В современном мире такой единой, не подвергаемой сомнению картины мира нет. И поэтому, замечает драматург, трагедия – в шекспировском смысле – сегодня невозможна. Ибо трагедию сегодняшний зритель понимает головой, умозрительно, а не, что называется, нутром, когда перспектива попадания в ад ощущается почти на физическом уровне. А раз современный человек не может вернуть себе религиозное сознание, то ему недоступно и подлинное ощущение трагедии. Однако возникают иные формы трагедии. Именно потеря религиозной – а по большому счету, мировоззренческой – константы, картины мира приводит к тому, что в "Новой драме"(как, впрочем, и в современном искусстве в целом) преобладают депрессивно-пессимистические краски. И герой – маленький, стиснутый непонятным, противоречивым миром, – даже не тоскует по идеалу, нет, он не знает, каков его идеал. С другой стороны, если нет единой картины мира, нет и нравственного кодекса, единого для всех, – того кодекса понимания добра и зла, на котором зиждется классический гуманизм. И хотя еще испанский культуролог Ортега-и-Гассет в середине прошлого столетия говорил о тенденции дегуманизации искусства, то сейчас, и в частности в "Новой драме" , мы можем наблюдать возникновение некоего "нового гуманизма" , как определила его председатель жюри фестиваля критик Марина Давыдова. Драматург и зрители невольно сострадают герою просто потому, что тот страдает. А не потому, что он достоин сострадания, так как следует заповедям, моральному кодексу, нравственным нормам.
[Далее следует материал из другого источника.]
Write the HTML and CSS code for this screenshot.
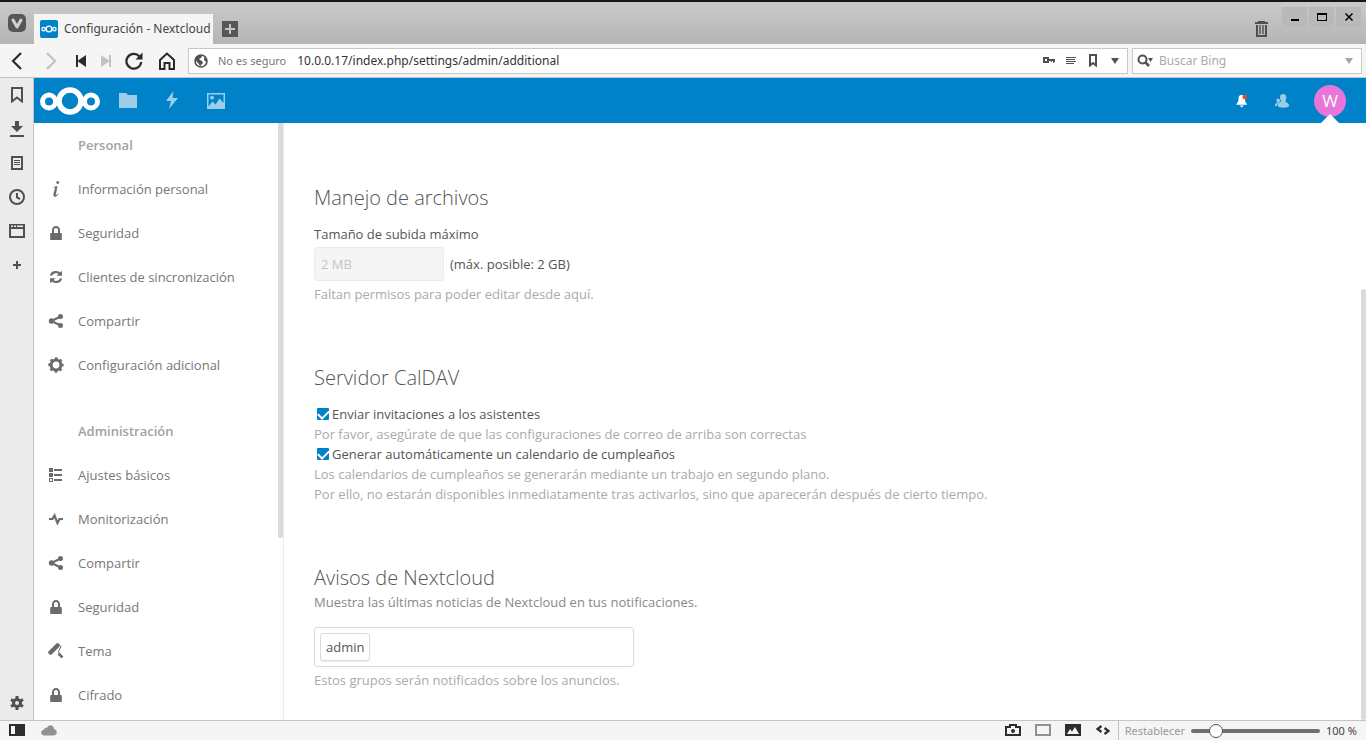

Вот, скажем, герой скандальной пьесы Юрия Васильева и Андрея Матюкова "ЯрМо. Contra et Pro" , созданной по спорной гей-прозе журналиста, писателя и модели Ярослава Могутина. Герой с изломанной психикой, судьбой, с опрокинутыми представлениями о добре и зле, изрыгающий проклятия, пышущий злобой и рассказывающий свои болезненные фантазии, в финале все-таки вызывает к себе не отвращение, а сочувствие. Не в последнюю очередь, разумеется, из-за блистательной игры Андрея Матюкова.
Драма на распутье
"Новая драма" продолжает интересно, причудливо развиваться. Многие оценили итоги нынешнего фестиваля как кризис движения. Скажем, в этом году премия "Лучшая пьеса на русском языке" не присуждена никому. Пьесы "Перекресток" , "Сны" и "Три действия по четырем картинам" были признаны не столь новыми, чтобы претендовать на эту номинацию, а "Июль" Ивана Вырыпаева, премьера которой должна состояться в конце октября, в конкурсную программу не попала. Но скорее это банальное стечение обстоятельств, а не свидетельство кризиса. Кроме того, от известных критиков звучат мнения о том, что "Новая драма" уже не является монолитным движением, завоевывающим себе пространство у репертуарного театра старой формации, что внутри произошел раскол, причем необратимый. Но это, на наш взгляд, лишь признак развития этого направления. Ведь поиск неизбежно ведет к размежеваниям идейных платформ и художественных принципов, спорам и новым экспериментам.